The expansion introduces “an active planet where geology and climatology present unique new challenges,” as well as the World Congress, a diplomatic victory option, new engineering projects, a future era for Technology and Civics trees, nine new leaders from eight new civilizations, a variety of new units, districts, wonders, buildings, and more.
Available for $40 USD, Gathering Storm will have players develop advanced technologies while negotiating with the global community to influence the world ecosystem. Natural disasters like floods, climate change, droughts, blizzards, sand storms, tornados, hurricanes and volcanoes can destroy your creations, but are capable of refreshing and enriching lands some time after the destruction.
Resources are now consumed in power plants to generate electricity. Initially powered by coal and oil, they can eventually be powered by renewable energy sources. Choices pertaining to which energy source you use will directly impact the world’s temperature and can potentially melt ice caps and raise sea levels.
To combat this, you can create engineering projects like canals, dams, carbon capturing technology and more. Settlements in coastal lowland areas can be risky, but in the late game flood barriers can help protect these panels.
Each of the eight new civilizations introduced will come with unique units, buildings, improvements, districts and more.
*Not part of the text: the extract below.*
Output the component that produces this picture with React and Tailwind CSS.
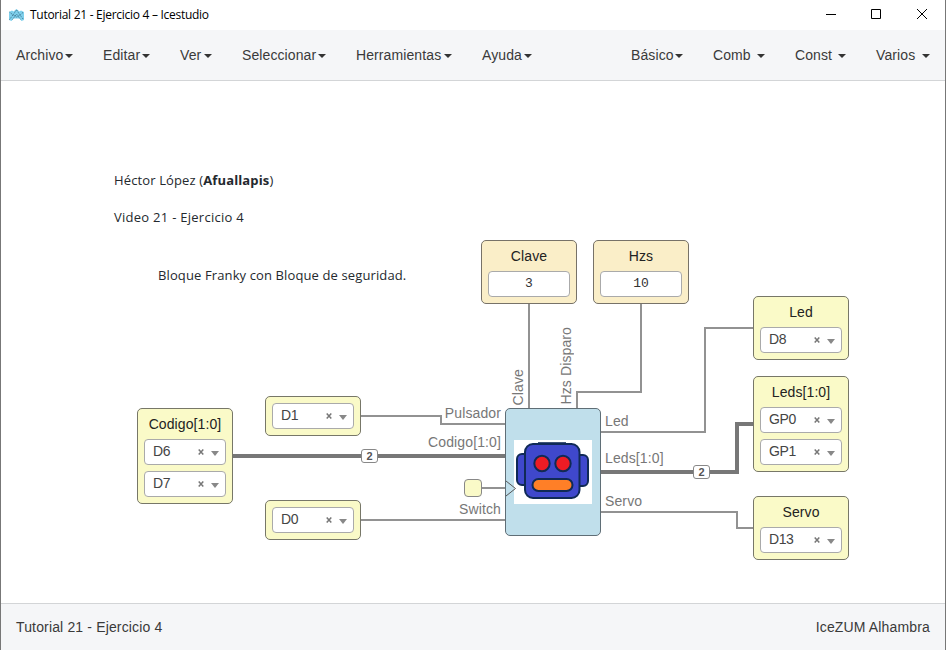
import React from "react";

const leftMenus = [
  ["Archivo", "w-[57px]"],
  ["Editar", "w-[47px]"],
  ["Ver", "w-[32px]"],
  ["Seleccionar", "w-[84px]"],
  ["Herramientas", "w-[96px]"],
  ["Ayuda", "w-[50px]"],
];
const rightMenus = [
  ["Básico", "w-[52px]"],
  ["Comb", "w-[52px]"],
  ["Const", "w-[51px]"],
  ["Varios", "w-[54px]"],
];

function Menu({ label, width }) {
  return (
    <div className={`flex items-center justify-between whitespace-nowrap ${width}`}>
      <span className="tracking-[0.1px]">{label}</span>
      <span className="mt-px h-0 w-0 border-x-4 border-t-4 border-x-transparent border-t-[#333]" />
    </div>
  );
}

function Select({ value }) {
  return (
    <div className="flex h-[26px] w-[82px] items-center rounded-[4px] border border-[#aaa] bg-white pl-2 pr-[6px] text-[14px] leading-[24px] text-[#444]">
      <span className="flex-1 pb-[2px] tracking-[-0.4px]">{value}</span>
      <svg className="mr-[7px] h-[6px] w-[6px]" viewBox="0 0 6 6">
        <path d="M.7.5 5.3 5.5M5.3.5.7 5.5" stroke="#777" strokeWidth="1.5" />
      </svg>
      <span className="mt-[3px] h-0 w-0 border-x-4 border-t-[5px] border-x-transparent border-t-[#888]" />
    </div>
  );
}

function Port({ pos, label, values }) {
  return (
    <div className={`absolute flex w-[96px] flex-col items-center gap-[6px] rounded-[5px] border border-[#777768] bg-[#fafac8] py-[6px] ${pos}`}>
      {label && <div className="h-[18px] text-[14px] leading-[18px] tracking-[0.1px] text-[#222]">{label}</div>}
      {values.map((v) => <Select key={v} value={v} />)}
    </div>
  );
}

function Constant({ pos, label, value }) {
  return (
    <div className={`absolute flex h-[64px] w-[96px] flex-col items-center gap-[6px] rounded-[5px] border border-[#777268] bg-[#faeec8] pt-[6px] ${pos}`}>
      <div className="h-[18px] text-[14px] leading-[18px] tracking-[0.1px] text-[#222]">{label}</div>
      <div className="h-[26px] w-[82px] rounded-[4px] border border-[#aaa] bg-white text-center font-['Liberation_Mono',monospace] text-[13px] leading-[24px] text-[#333]">{value}</div>
    </div>
  );
}

function BusSize({ pos }) {
  return (
    <div className={`absolute h-[14px] w-[17px] rounded-[3px] border border-[#888] bg-white text-center text-[11px] font-bold leading-[12px] text-[#555] ${pos}`}>2</div>
  );
}

function PortLabel({ pos, children }) {
  return <div className={`absolute whitespace-nowrap text-[14px] leading-[16px] tracking-[0.12px] text-[#777] ${pos}`}>{children}</div>;
}

function Robot() {
  return (
    <svg className="absolute left-[8px] top-[31px] h-[64px] w-[78px]" viewBox="0 0 78 64">
      <rect width="78" height="64" fill="#fff" />
      <g stroke="#102a56" strokeWidth="2">
        <rect x="3" y="14" width="16" height="31" rx="5" fill="#3f48cc" />
        <rect x="58" y="15" width="16" height="31" rx="5" fill="#3f48cc" />
        <path d="M24 3.2h28" strokeWidth="2" />
        <rect x="11" y="4" width="54.500" height="54" rx="8" fill="#3f48cc" />
        <circle cx="28" cy="23.500" r="7.700" fill="#ed1c24" />
        <circle cx="49" cy="23.500" r="7.700" fill="#ed1c24" />
        <rect x="18.500" y="39" width="40" height="12" rx="6" fill="#ff7f27" />
      </g>
    </svg>
  );
}

function Logo() {
  return (
    <svg className="h-[13px] w-[15px]" viewBox="0 0 15 13">
      <path d="M0 3 3 1.500 4.500 2.500 7.500 0 10.500 2.500 12 1.500 15 3V11L12.500 12 10.500 9.500H4.500L2.500 12 0 11Z" fill="#7fd0ec" />
      <path d="M.5 3 4 6 7.500 .8 11 6 14.500 3M.5 10.500 4 6 7.500 8 11 6 14.500 10.500M3.500 10.500 7.500 5 11.500 10.500" fill="none" stroke="#28566f" strokeWidth=".7" strokeDasharray="1.200 1" />
    </svg>
  );
}

export default function App() {
  return (
    <div className="flex h-[650px] w-[946px] flex-col overflow-hidden border-x border-[#777] bg-white font-['Liberation_Sans',Arial,sans-serif] text-[14px] text-[#3a3a3a]">
      <header className="flex h-[30px] shrink-0 items-center bg-white pl-[8px] pr-[16px] text-black">
        <Logo />
        <span className="ml-[6px] font-['Open_Sans','Noto_Sans',sans-serif] text-[12px] leading-[20px] tracking-[-0.28px]">Tutorial 21 - Ejercicio 4 – Icestudio</span>
        <svg className="ml-auto h-[12px] w-[104px]" viewBox="0 0 104 12" fill="none" stroke="#000">
          <path d="M1 5.500h10" />
          <path d="M46.500 .5h9v9h-9Z" />
          <path d="m92 0 10 10M102 0 92 10" />
        </svg>
      </header>
      <nav className="flex h-[51px] shrink-0 items-center justify-between border-b border-[#d3d5d7] bg-[#f5f6f8] px-[15px]">
        <div className="flex gap-[30px]">{leftMenus.map(([l, w]) => <Menu key={l} label={l} width={w} />)}</div>
        <div className="flex gap-[30px]">{rightMenus.map(([l, w]) => <Menu key={l} label={l} width={w} />)}</div>
      </nav>
      <main className="relative h-[522px] shrink-0 bg-white">
        <div className="absolute left-[113px] top-[89px] whitespace-nowrap font-['Open_Sans','Noto_Sans',sans-serif] text-[13px] leading-[20px] text-[#24292e]">
          <p className="tracking-[0.13px]">Héctor López (<b>Afuallapis</b>)</p>
          <p className="mt-[17px] tracking-[0.27px]">Video 21 - Ejercicio 4</p>
        </div>
        <p className="absolute left-[157px] top-[184px] whitespace-nowrap font-['Open_Sans','Noto_Sans',sans-serif] text-[13px] leading-[20px] tracking-[0.12px] text-[#24292e]">Bloque Franky con Bloque de seguridad.</p>

        <svg className="absolute left-0 top-0 h-[522px] w-[944px]" viewBox="1 81 944 522" fill="none">
          <g stroke="#777" strokeOpacity=".8" strokeWidth="2">
            <path d="M361 416h80v8h65M361 520h145M481 488h26" />
            <path d="M529 303v106M641 303v89h-64v17" />
            <path d="M600 432h105V328h49M600 512h137v16h17" />
          </g>
          <path d="M232 456h274M600 472h137v-48h17" stroke="#777" strokeWidth="4" />
        </svg>

        <Constant pos="left-[480px] top-[159px]" label="Clave" value="3" />
        <Constant pos="left-[592px] top-[159px]" label="Hzs" value="10" />
        <Port pos="left-[136px] top-[327px]" label="Codigo[1:0]" values={["D6", "D7"]} />
        <Port pos="left-[264px] top-[315px]" values={["D1"]} />
        <Port pos="left-[264px] top-[419px]" values={["D0"]} />
        <Port pos="left-[752px] top-[215px]" label="Led" values={["D8"]} />
        <Port pos="left-[752px] top-[295px]" label="Leds[1:0]" values={["GP0", "GP1"]} />
        <Port pos="left-[752px] top-[415px]" label="Servo" values={["D13"]} />
        <BusSize pos="left-[360px] top-[368px]" />
        <BusSize pos="left-[692px] top-[384px]" />
        <div className="absolute left-[463px] top-[398px] h-[18px] w-[18px] rounded-[4px] border border-[#888] bg-[#fafac8]" />

        <div className="absolute left-[504px] top-[327px] h-[128px] w-[96px] rounded-[5px] border border-[#5f6e76] bg-[#c0dfeb]">
          <Robot />
          <svg className="absolute left-0 top-[71px] h-[17px] w-[11px]" viewBox="0 0 11 17">
            <path d="M0 1 9.500 8.500 0 16" fill="none" stroke="#555" />
          </svg>
        </div>

        <PortLabel pos="right-[444px] top-[324px]">Pulsador</PortLabel>
        <PortLabel pos="right-[444px] top-[353px]">Codigo[1:0]</PortLabel>
        <PortLabel pos="right-[444px] top-[420px]">Switch</PortLabel>
        <PortLabel pos="left-[604px] top-[332px]">Led</PortLabel>
        <PortLabel pos="left-[604px] top-[369px]">Leds[1:0]</PortLabel>
        <PortLabel pos="left-[604px] top-[412px]">Servo</PortLabel>
        <PortLabel pos="bottom-[198px] left-[509px] rotate-180 [writing-mode:vertical-rl]">Clave</PortLabel>
        <PortLabel pos="bottom-[198px] left-[557px] rotate-180 [writing-mode:vertical-rl]">Hzs Disparo</PortLabel>
      </main>
      <footer className="flex h-[47px] shrink-0 items-center justify-between border-t border-[#d3d5d7] bg-[#f5f6f8] px-[15px] tracking-[0.15px]">
        <span>Tutorial 21 - Ejercicio 4</span>
        <span>IceZUM Alhambra</span>
      </footer>
    </div>
  );
}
Two new scenarios were outlined: The Black Death, which deals with the infamous pandemic that hit Europe and Western Asia in the 1300s, and War Machine, a multiplayer scenario that pits Germany against France during the outset of WWI.
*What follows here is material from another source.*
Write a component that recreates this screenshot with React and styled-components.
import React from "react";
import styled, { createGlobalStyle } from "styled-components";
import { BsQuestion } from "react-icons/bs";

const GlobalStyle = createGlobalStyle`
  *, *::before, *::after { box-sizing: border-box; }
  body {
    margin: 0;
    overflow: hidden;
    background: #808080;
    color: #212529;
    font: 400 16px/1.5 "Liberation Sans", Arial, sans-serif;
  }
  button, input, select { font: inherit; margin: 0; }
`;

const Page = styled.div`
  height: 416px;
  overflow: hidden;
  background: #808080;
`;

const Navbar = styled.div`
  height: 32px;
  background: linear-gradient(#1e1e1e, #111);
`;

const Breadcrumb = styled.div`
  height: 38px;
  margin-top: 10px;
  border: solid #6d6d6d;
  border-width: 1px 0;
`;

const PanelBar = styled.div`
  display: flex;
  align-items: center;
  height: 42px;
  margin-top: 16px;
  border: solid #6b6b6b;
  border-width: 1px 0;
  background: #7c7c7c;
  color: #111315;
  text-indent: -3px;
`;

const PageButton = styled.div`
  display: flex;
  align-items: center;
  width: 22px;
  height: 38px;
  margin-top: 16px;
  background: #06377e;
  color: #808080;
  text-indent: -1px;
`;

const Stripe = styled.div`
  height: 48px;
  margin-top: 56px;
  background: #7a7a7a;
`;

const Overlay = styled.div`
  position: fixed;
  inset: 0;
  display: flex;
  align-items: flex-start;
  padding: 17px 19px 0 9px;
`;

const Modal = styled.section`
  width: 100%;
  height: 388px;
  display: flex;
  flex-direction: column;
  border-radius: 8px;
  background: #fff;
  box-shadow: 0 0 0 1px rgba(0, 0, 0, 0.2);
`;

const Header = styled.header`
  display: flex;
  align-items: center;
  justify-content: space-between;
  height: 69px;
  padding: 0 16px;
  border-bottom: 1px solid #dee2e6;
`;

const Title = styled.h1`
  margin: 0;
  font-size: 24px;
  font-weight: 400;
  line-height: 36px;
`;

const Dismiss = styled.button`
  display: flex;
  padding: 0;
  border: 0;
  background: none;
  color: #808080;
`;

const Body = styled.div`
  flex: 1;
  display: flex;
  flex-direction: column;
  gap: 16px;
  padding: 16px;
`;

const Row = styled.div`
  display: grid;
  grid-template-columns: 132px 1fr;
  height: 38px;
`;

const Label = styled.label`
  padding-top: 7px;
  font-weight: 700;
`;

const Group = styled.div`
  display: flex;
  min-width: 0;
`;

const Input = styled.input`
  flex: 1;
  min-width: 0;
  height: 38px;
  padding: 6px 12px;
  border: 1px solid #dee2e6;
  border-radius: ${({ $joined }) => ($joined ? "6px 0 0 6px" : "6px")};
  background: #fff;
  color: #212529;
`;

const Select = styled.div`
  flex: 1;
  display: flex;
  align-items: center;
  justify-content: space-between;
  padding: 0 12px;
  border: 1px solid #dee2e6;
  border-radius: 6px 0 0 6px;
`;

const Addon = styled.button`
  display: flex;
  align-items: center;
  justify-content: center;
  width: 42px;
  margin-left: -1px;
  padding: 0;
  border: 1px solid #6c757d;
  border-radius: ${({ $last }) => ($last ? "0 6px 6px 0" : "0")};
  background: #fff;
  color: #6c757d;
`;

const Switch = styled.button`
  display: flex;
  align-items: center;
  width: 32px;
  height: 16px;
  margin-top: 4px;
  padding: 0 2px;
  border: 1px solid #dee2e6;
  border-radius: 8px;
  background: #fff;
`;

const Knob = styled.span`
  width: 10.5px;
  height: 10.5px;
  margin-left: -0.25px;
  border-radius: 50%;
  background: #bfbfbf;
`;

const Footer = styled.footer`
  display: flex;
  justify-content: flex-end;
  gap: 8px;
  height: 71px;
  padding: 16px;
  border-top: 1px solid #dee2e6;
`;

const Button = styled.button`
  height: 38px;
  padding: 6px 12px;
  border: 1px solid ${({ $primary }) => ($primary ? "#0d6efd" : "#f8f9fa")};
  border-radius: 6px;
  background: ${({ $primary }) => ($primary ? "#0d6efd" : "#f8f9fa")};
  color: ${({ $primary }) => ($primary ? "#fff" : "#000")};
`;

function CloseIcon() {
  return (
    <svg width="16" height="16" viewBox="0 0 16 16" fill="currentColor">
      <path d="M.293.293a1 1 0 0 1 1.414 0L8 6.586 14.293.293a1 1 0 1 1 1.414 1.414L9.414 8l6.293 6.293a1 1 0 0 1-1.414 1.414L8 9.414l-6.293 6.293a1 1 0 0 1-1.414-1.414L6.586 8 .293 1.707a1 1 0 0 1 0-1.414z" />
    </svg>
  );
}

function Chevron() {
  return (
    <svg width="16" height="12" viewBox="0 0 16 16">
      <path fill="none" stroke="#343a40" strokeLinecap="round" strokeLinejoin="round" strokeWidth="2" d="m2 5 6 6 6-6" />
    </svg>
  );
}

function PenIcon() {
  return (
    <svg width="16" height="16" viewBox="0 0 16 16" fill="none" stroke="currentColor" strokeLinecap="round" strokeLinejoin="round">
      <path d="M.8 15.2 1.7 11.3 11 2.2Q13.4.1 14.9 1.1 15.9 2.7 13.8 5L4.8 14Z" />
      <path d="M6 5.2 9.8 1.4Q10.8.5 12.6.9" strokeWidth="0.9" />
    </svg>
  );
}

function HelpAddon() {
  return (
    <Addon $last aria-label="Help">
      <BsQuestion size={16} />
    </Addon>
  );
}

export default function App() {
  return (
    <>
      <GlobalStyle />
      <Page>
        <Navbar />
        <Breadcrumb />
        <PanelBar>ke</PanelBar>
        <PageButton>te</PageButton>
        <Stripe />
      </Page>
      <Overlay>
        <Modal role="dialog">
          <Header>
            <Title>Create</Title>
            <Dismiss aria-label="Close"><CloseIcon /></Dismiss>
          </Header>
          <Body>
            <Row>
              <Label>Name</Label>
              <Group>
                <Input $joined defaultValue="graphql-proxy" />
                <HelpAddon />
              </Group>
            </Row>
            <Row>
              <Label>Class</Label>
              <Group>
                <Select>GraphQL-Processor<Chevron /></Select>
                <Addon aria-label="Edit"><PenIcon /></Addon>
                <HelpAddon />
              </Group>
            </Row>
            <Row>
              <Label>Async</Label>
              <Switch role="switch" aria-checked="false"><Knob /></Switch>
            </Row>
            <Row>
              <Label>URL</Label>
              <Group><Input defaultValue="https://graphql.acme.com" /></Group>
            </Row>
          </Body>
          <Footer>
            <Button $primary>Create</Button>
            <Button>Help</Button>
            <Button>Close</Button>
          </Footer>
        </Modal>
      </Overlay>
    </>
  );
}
Though Civ 6 is also on iOS and the Nintendo Switch, only a PC version of Gathering Storm has been announced for a February 14 release. However, Mac and Linux versions of the expansion will be released “shortly thereafter.”
In our review of Civ 6 for PC, we called the game “Amazing” saying it would “go down in history as the most fully-featured launch version in the series.”
In our review of its first expansion, Rise and Fall, we called it “Good” saying its “new Golden Age and Governor systems add new and interesting decisions while Loyalty largely bogs it down.”